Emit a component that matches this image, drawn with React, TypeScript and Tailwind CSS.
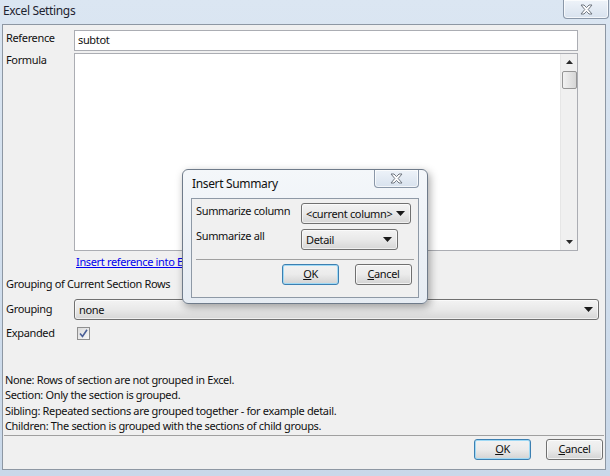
import React from 'react';

const FONT = "font-['Noto_Sans','Liberation_Sans',sans-serif] text-[11px] tracking-[-0.35px] text-[#101010]";

const CloseGlyph: React.FC = () => (
    <svg width="13" height="11" viewBox="0 0 13 11">
        <path
            d="M1 1 H4 L6.5 3.6 L9 1 H12 L8.2 5.5 L12 10 H9 L6.5 7.4 L4 10 H1 L4.8 5.5 Z"
            fill="#ffffff"
            stroke="#6f7680"
            strokeWidth="1"
            strokeLinejoin="round"
        />
    </svg>
);

const CloseButton: React.FC<{ className?: string }> = ({ className = '' }) => (
    <div
        className={`flex items-center justify-center border border-t-0 border-[#8a97a8] rounded-b-[4px] bg-gradient-to-b from-[#eef3f9] to-[#d8e2ee] shadow-[inset_0_0_0_1px_rgba(255,255,255,0.7)] ${className}`}
    >
        <CloseGlyph />
    </div>
);

const Arrow: React.FC = () => (
    <svg width="9" height="5" viewBox="0 0 9 5">
        <path d="M0 0 H9 L4.5 5 Z" fill="#1a1a1a" />
    </svg>
);

const Combo: React.FC<{ value: string; className?: string }> = ({ value, className = '' }) => (
    <div
        className={`flex items-center justify-between h-[21px] pl-[4px] pr-[5px] border border-[#707070] rounded-[3px] bg-gradient-to-b from-[#f3f3f3] via-[#e9e9e9] to-[#d6d6d6] shadow-[inset_0_0_0_1px_rgba(255,255,255,0.6)] ${className}`}
    >
        <span className="leading-none whitespace-nowrap">{value}</span>
        <Arrow />
    </div>
);

const Button: React.FC<{ label: string; accel: string; isDefault?: boolean }> = ({ label, accel, isDefault = false }) => (
    <div
        className={`flex items-center justify-center w-[57px] h-[21px] rounded-[3px] border ${
            isDefault
                ? 'border-[#3c7fb1] shadow-[inset_0_0_0_1px_#9fd9f5]'
                : 'border-[#707070] shadow-[inset_0_0_0_1px_rgba(255,255,255,0.7)]'
        } bg-gradient-to-b from-[#f2f2f2] via-[#ebebeb] to-[#d3d3d3]`}
    >
        <span>
            <span className="underline">{accel}</span>
            {label.slice(accel.length)}
        </span>
    </div>
);

const Separator: React.FC<{ className?: string }> = ({ className = '' }) => (
    <div className={`h-[2px] border-t border-[#a0a0a0] border-b-white ${className}`} />
);

const helpLines = [
    'None: Rows of section are not grouped in Excel.',
    'Section: Only the section is grouped.',
    'Sibling: Repeated sections are grouped together - for example detail.',
    'Children: The section is grouped with the sections of child groups.',
];

const InsertSummary: React.FC = () => (
    <div className="absolute left-[182px] top-[169px] w-[246px] h-[135px] rounded-[6px] border border-[#6f7b8a] bg-gradient-to-b from-[#f4f7fa] to-[#e6ecf3] shadow-[2px_3px_8px_rgba(0,0,0,0.35)] flex flex-col">
        <div className="relative h-[28px] flex items-center pl-[9px]">
            <span className="text-[12px]">Insert Summary</span>
            <CloseButton className="absolute right-[8px] top-0 w-[45px] h-[18px]" />
        </div>
        <div className="mx-[8px] h-[100px] border border-[#8e99a6] bg-[#f0f0f0] flex flex-col px-[4px] pt-[3px]">
            <div className="flex items-center h-[22px]">
                <span className="w-[105px] -mt-[3px]">Summarize column</span>
                <Combo value="<current column>" className="w-[110px]" />
            </div>
            <div className="flex items-center h-[22px] mt-[4px]">
                <span className="w-[105px] -mt-[5px]">Summarize all</span>
                <Combo value="Detail" className="w-[97px]" />
            </div>
            <Separator className="mt-[9px]" />
            <div className="flex justify-end gap-[16px] mt-[3px] pr-[2px]">
                <Button label="OK" accel="O" isDefault />
                <Button label="Cancel" accel="C" />
            </div>
        </div>
    </div>
);

export default function App() {
    return (
        <div className={`relative w-[610px] h-[476px] overflow-hidden flex flex-col bg-gradient-to-b from-[#dbe6f2] to-[#c9d8e9] ${FONT}`}>
            <div className="relative h-[24px] flex items-center pl-[3px]">
                <span className="text-[12px] text-[#1e2430] -mt-[2px]">Excel Settings</span>
                <CloseButton className="absolute right-[1px] top-0 w-[46px] h-[19px]" />
            </div>
            <div className="ml-[2px] mr-[4px] h-[446px] border border-[#8d97a3] bg-[#f0f0f0] flex flex-col">
                <div className="flex items-start mt-[5px]">
                    <span className="w-[71px] pl-[3px]">Reference</span>
                    <div className="w-[504px] h-[21px] border border-[#abadb3] bg-white flex items-center pl-[3px]">
                        subtot
                    </div>
                </div>
                <div className="flex items-start mt-[2px]">
                    <span className="w-[71px] pl-[3px] -mt-[1px]">Formula</span>
                    <div className="w-[504px] h-[198px] border border-[#abadb3] bg-white flex justify-end">
                        <div className="w-[17px] h-full bg-[#f0f0f0] border-l border-[#e6e6e6] flex flex-col items-center">
                            <div className="h-[16px] flex items-center justify-center">
                                <svg width="7" height="4" viewBox="0 0 7 4">
                                    <path d="M0 4 L3.5 0 L7 4 Z" fill="#2a2a2a" />
                                </svg>
                            </div>
                            <div className="w-[15px] h-[18px] mt-[1px] rounded-[2px] border border-[#959595] bg-gradient-to-r from-[#f2f2f2] to-[#d6d6d6]" />
                            <div className="flex-1" />
                            <div className="h-[16px] flex items-center justify-center">
                                <svg width="7" height="4" viewBox="0 0 7 4">
                                    <path d="M0 0 H7 L3.5 4 Z" fill="#2a2a2a" />
                                </svg>
                            </div>
                        </div>
                    </div>
                </div>
                <div className="pl-[73px] mt-[3px]">
                    <span className="text-[#0000ee] underline">Insert reference into Excel formula</span>
                </div>
                <div className="pl-[3px] mt-[5px]">Grouping of Current Section Rows</div>
                <div className="flex items-start mt-[9px]">
                    <span className="w-[71px] pl-[3px]">Grouping</span>
                    <Combo value="none" className="w-[525px] -mt-[2px]" />
                </div>
                <div className="flex items-center mt-[5px]">
                    <span className="w-[74px] pl-[3px]">Expanded</span>
                    <div className="w-[13px] h-[13px] border border-[#8f8f8f] bg-gradient-to-br from-[#dcdcdc] to-[#f8f8f8] flex items-center justify-center">
                        <svg width="9" height="9" viewBox="0 0 9 9">
                            <path d="M1 4.5 L3.5 7.5 L8 0.8" fill="none" stroke="#4a5f97" strokeWidth="1.6" />
                        </svg>
                    </div>
                </div>
                <div className="flex flex-col pl-[2px] mt-[30px] leading-[15.5px]">
                    {helpLines.map((line) => (
                        <span key={line}>{line}</span>
                    ))}
                </div>
                <Separator className="mx-[1px] mt-[1px]" />
                <div className="flex justify-end gap-[15px] mt-[2px] pr-[2px]">
                    <Button label="OK" accel="O" isDefault />
                    <Button label="Cancel" accel="C" />
                </div>
            </div>
            <InsertSummary />
        </div>
    );
}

——————

**Short task:**
Transcribe the whole listing exactly. Pictures are excluded.

**Result of this task:**
Emit a component that matches this image, drawn with React, TypeScript and Tailwind CSS.
import React from 'react';

const FONT = "font-['Noto_Sans','Liberation_Sans',sans-serif] text-[11px] tracking-[-0.35px] text-[#101010]";

const CloseGlyph: React.FC = () => (
    <svg width="13" height="11" viewBox="0 0 13 11">
        <path
            d="M1 1 H4 L6.5 3.6 L9 1 H12 L8.2 5.5 L12 10 H9 L6.5 7.4 L4 10 H1 L4.8 5.5 Z"
            fill="#ffffff"
            stroke="#6f7680"
            strokeWidth="1"
            strokeLinejoin="round"
        />
    </svg>
);

const CloseButton: React.FC<{ className?: string }> = ({ className = '' }) => (
    <div
        className={`flex items-center justify-center border border-t-0 border-[#8a97a8] rounded-b-[4px] bg-gradient-to-b from-[#eef3f9] to-[#d8e2ee] shadow-[inset_0_0_0_1px_rgba(255,255,255,0.7)] ${className}`}
    >
        <CloseGlyph />
    </div>
);

const Arrow: React.FC = () => (
    <svg width="9" height="5" viewBox="0 0 9 5">
        <path d="M0 0 H9 L4.5 5 Z" fill="#1a1a1a" />
    </svg>
);

const Combo: React.FC<{ value: string; className?: string }> = ({ value, className = '' }) => (
    <div
        className={`flex items-center justify-between h-[21px] pl-[4px] pr-[5px] border border-[#707070] rounded-[3px] bg-gradient-to-b from-[#f3f3f3] via-[#e9e9e9] to-[#d6d6d6] shadow-[inset_0_0_0_1px_rgba(255,255,255,0.6)] ${className}`}
    >
        <span className="leading-none whitespace-nowrap">{value}</span>
        <Arrow />
    </div>
);

const Button: React.FC<{ label: string; accel: string; isDefault?: boolean }> = ({ label, accel, isDefault = false }) => (
    <div
        className={`flex items-center justify-center w-[57px] h-[21px] rounded-[3px] border ${
            isDefault
                ? 'border-[#3c7fb1] shadow-[inset_0_0_0_1px_#9fd9f5]'
                : 'border-[#707070] shadow-[inset_0_0_0_1px_rgba(255,255,255,0.7)]'
        } bg-gradient-to-b from-[#f2f2f2] via-[#ebebeb] to-[#d3d3d3]`}
    >
        <span>
            <span className="underline">{accel}</span>
            {label.slice(accel.length)}
        </span>
    </div>
);

const Separator: React.FC<{ className?: string }> = ({ className = '' }) => (
    <div className={`h-[2px] border-t border-[#a0a0a0] border-b-white ${className}`} />
);

const helpLines = [
    'None: Rows of section are not grouped in Excel.',
    'Section: Only the section is grouped.',
    'Sibling: Repeated sections are grouped together - for example detail.',
    'Children: The section is grouped with the sections of child groups.',
];

const InsertSummary: React.FC = () => (
    <div className="absolute left-[182px] top-[169px] w-[246px] h-[135px] rounded-[6px] border border-[#6f7b8a] bg-gradient-to-b from-[#f4f7fa] to-[#e6ecf3] shadow-[2px_3px_8px_rgba(0,0,0,0.35)] flex flex-col">
        <div className="relative h-[28px] flex items-center pl-[9px]">
            <span className="text-[12px]">Insert Summary</span>
            <CloseButton className="absolute right-[8px] top-0 w-[45px] h-[18px]" />
        </div>
        <div className="mx-[8px] h-[100px] border border-[#8e99a6] bg-[#f0f0f0] flex flex-col px-[4px] pt-[3px]">
            <div className="flex items-center h-[22px]">
                <span className="w-[105px] -mt-[3px]">Summarize column</span>
                <Combo value="<current column>" className="w-[110px]" />
            </div>
            <div className="flex items-center h-[22px] mt-[4px]">
                <span className="w-[105px] -mt-[5px]">Summarize all</span>
                <Combo value="Detail" className="w-[97px]" />
            </div>
            <Separator className="mt-[9px]" />
            <div className="flex justify-end gap-[16px] mt-[3px] pr-[2px]">
                <Button label="OK" accel="O" isDefault />
                <Button label="Cancel" accel="C" />
            </div>
        </div>
    </div>
);

export default function App() {
    return (
        <div className={`relative w-[610px] h-[476px] overflow-hidden flex flex-col bg-gradient-to-b from-[#dbe6f2] to-[#c9d8e9] ${FONT}`}>
            <div className="relative h-[24px] flex items-center pl-[3px]">
                <span className="text-[12px] text-[#1e2430] -mt-[2px]">Excel Settings</span>
                <CloseButton className="absolute right-[1px] top-0 w-[46px] h-[19px]" />
            </div>
            <div className="ml-[2px] mr-[4px] h-[446px] border border-[#8d97a3] bg-[#f0f0f0] flex flex-col">
                <div className="flex items-start mt-[5px]">
                    <span className="w-[71px] pl-[3px]">Reference</span>
                    <div className="w-[504px] h-[21px] border border-[#abadb3] bg-white flex items-center pl-[3px]">
                        subtot
                    </div>
                </div>
                <div className="flex items-start mt-[2px]">
                    <span className="w-[71px] pl-[3px] -mt-[1px]">Formula</span>
                    <div className="w-[504px] h-[198px] border border-[#abadb3] bg-white flex justify-end">
                        <div className="w-[17px] h-full bg-[#f0f0f0] border-l border-[#e6e6e6] flex flex-col items-center">
                            <div className="h-[16px] flex items-center justify-center">
                                <svg width="7" height="4" viewBox="0 0 7 4">
                                    <path d="M0 4 L3.5 0 L7 4 Z" fill="#2a2a2a" />
                                </svg>
                            </div>
                            <div className="w-[15px] h-[18px] mt-[1px] rounded-[2px] border border-[#959595] bg-gradient-to-r from-[#f2f2f2] to-[#d6d6d6]" />
                            <div className="flex-1" />
                            <div className="h-[16px] flex items-center justify-center">
                                <svg width="7" height="4" viewBox="0 0 7 4">
                                    <path d="M0 0 H7 L3.5 4 Z" fill="#2a2a2a" />
                                </svg>
                            </div>
                        </div>
                    </div>
                </div>
                <div className="pl-[73px] mt-[3px]">
                    <span className="text-[#0000ee] underline">Insert reference into Excel formula</span>
                </div>
                <div className="pl-[3px] mt-[5px]">Grouping of Current Section Rows</div>
                <div className="flex items-start mt-[9px]">
                    <span className="w-[71px] pl-[3px]">Grouping</span>
                    <Combo value="none" className="w-[525px] -mt-[2px]" />
                </div>
                <div className="flex items-center mt-[5px]">
                    <span className="w-[74px] pl-[3px]">Expanded</span>
                    <div className="w-[13px] h-[13px] border border-[#8f8f8f] bg-gradient-to-br from-[#dcdcdc] to-[#f8f8f8] flex items-center justify-center">
                        <svg width="9" height="9" viewBox="0 0 9 9">
                            <path d="M1 4.5 L3.5 7.5 L8 0.8" fill="none" stroke="#4a5f97" strokeWidth="1.6" />
                        </svg>
                    </div>
                </div>
                <div className="flex flex-col pl-[2px] mt-[30px] leading-[15.5px]">
                    {helpLines.map((line) => (
                        <span key={line}>{line}</span>
                    ))}
                </div>
                <Separator className="mx-[1px] mt-[1px]" />
                <div className="flex justify-end gap-[15px] mt-[2px] pr-[2px]">
                    <Button label="OK" accel="O" isDefault />
                    <Button label="Cancel" accel="C" />
                </div>
            </div>
            <InsertSummary />
        </div>
    );
}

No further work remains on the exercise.